The project engineers Jacob Meadows and Tyler Bray hope to create a product that’s unobtrusive, preventing unwanted attention. Having obvious aids visible to other people is something that can really put people off from wearing useful aids. Just think about hearing aids – people are desperate to avoid being seen with large or clunky hearing aids, so Posture Protect has hit the nail on the head when it comes to easy adoption of their tool. I have to wonder though, sometimes, when we wear smartwatches to run that are obviously designed as smartwatches for running. Maybe it’s because people are keen to avoid drawing attention to disability whilst also being keen to show off that they can afford to spend on expensive gadgets for keeping fit. Who knows!
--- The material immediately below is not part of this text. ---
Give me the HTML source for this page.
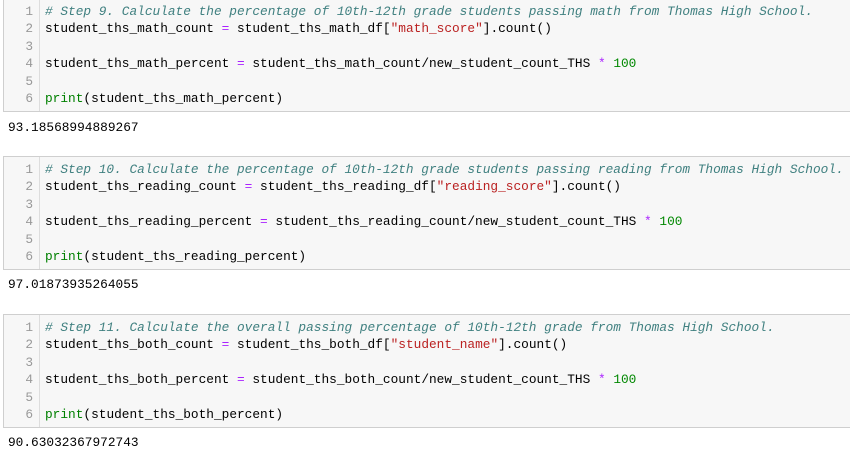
<!DOCTYPE html>
<html><head><style>
body{margin:0;width:850px;height:459px;overflow:hidden;background:#fff;font-family:"Liberation Mono",monospace;font-size:12.8px;}
.cell{position:absolute;left:3px;width:860px;height:114px;background:#f7f7f7;border:1px solid #cfcfcf;box-sizing:border-box;}
.gut{position:absolute;left:0;top:0;bottom:0;width:35px;border-right:1px solid #ddd;}
.ln{position:absolute;left:0;width:29px;text-align:right;color:#999;line-height:17.4px;}
.code{position:absolute;left:41px;white-space:pre;line-height:17.4px;color:#000;}
.c{color:#408080;font-style:italic}.s{color:#ba2121}.o{color:#aa22ff}.n{color:#080}.b{color:#008000}
.out{position:absolute;left:8px;white-space:pre;line-height:17px;}
</style></head><body>
<div class="cell" style="top:-2px">
<div class="gut"></div>
<div class="ln" style="top:4px">1<br>2<br>3<br>4<br>5<br>6</div>
<div class="code" style="top:4px"><span class="c"># Step 9. Calculate the percentage of 10th-12th grade students passing math from Thomas High School.</span>
student_ths_math_count <span class="o">=</span> student_ths_math_df[<span class="s">"math_score"</span>].count()

student_ths_math_percent <span class="o">=</span> student_ths_math_count/new_student_count_THS <span class="o">*</span> <span class="n">100</span>

<span class="b">print</span>(student_ths_math_percent)</div></div>
<div class="out" style="top:119px">93.18568994889267</div>

<div class="cell" style="top:156px">
<div class="gut"></div>
<div class="ln" style="top:4px">1<br>2<br>3<br>4<br>5<br>6</div>
<div class="code" style="top:4px"><span class="c"># Step 10. Calculate the percentage of 10th-12th grade students passing reading from Thomas High School.</span>
student_ths_reading_count <span class="o">=</span> student_ths_reading_df[<span class="s">"reading_score"</span>].count()

student_ths_reading_percent <span class="o">=</span> student_ths_reading_count/new_student_count_THS <span class="o">*</span> <span class="n">100</span>

<span class="b">print</span>(student_ths_reading_percent)</div></div>
<div class="out" style="top:276px">97.01873935264055</div>

<div class="cell" style="top:314px">
<div class="gut"></div>
<div class="ln" style="top:4px">1<br>2<br>3<br>4<br>5<br>6</div>
<div class="code" style="top:4px"><span class="c"># Step 11. Calculate the overall passing percentage of 10th-12th grade from Thomas High School.</span>
student_ths_both_count <span class="o">=</span> student_ths_both_df[<span class="s">"student_name"</span>].count()

student_ths_both_percent <span class="o">=</span> student_ths_both_count/new_student_count_THS <span class="o">*</span> <span class="n">100</span>

<span class="b">print</span>(student_ths_both_percent)</div></div>
<div class="out" style="top:434px">90.63032367972743</div>
</body></html>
We think it’s a great idea. I’ve worked with people with Parkinson’s myself, using Alexander Technique to help improve their balance and capacity for movement. Posture is definitely a big issue for people with Parkinson’s Disease. Parkinson’s leaves some people paused in movement. They need an impetus to get going. The alerts from Posture Protect might prove helpful there too.

Anything that helps Parkinson’s sufferers to manage their posture better is going to make a positive difference to their quality of life.

Other gadgets not necessarily related to Parkinson’s, like the Upright Go 2 are becoming popular. They currently have some issues due to their need to be glued/attached to the body. Replacement stickers are proving to be a snag for some people, often because of sweat. Perhaps this move towards unobtrusive wearables will be positively received.

Certainly any moves forward to help Parkinson’s and MS sufferers should be popular amongst the community. And the Posture Protect looks like it would make an inexpensive tool easy to adopt and use.

In short we wish well and all the best to Tyler and Jacob. We hope they get a good stable production version out some time in the near future.

Hopefully it will prove a valuable and easy to use addition to current care methods for people with motor control issues. We’ll be sure to let you know!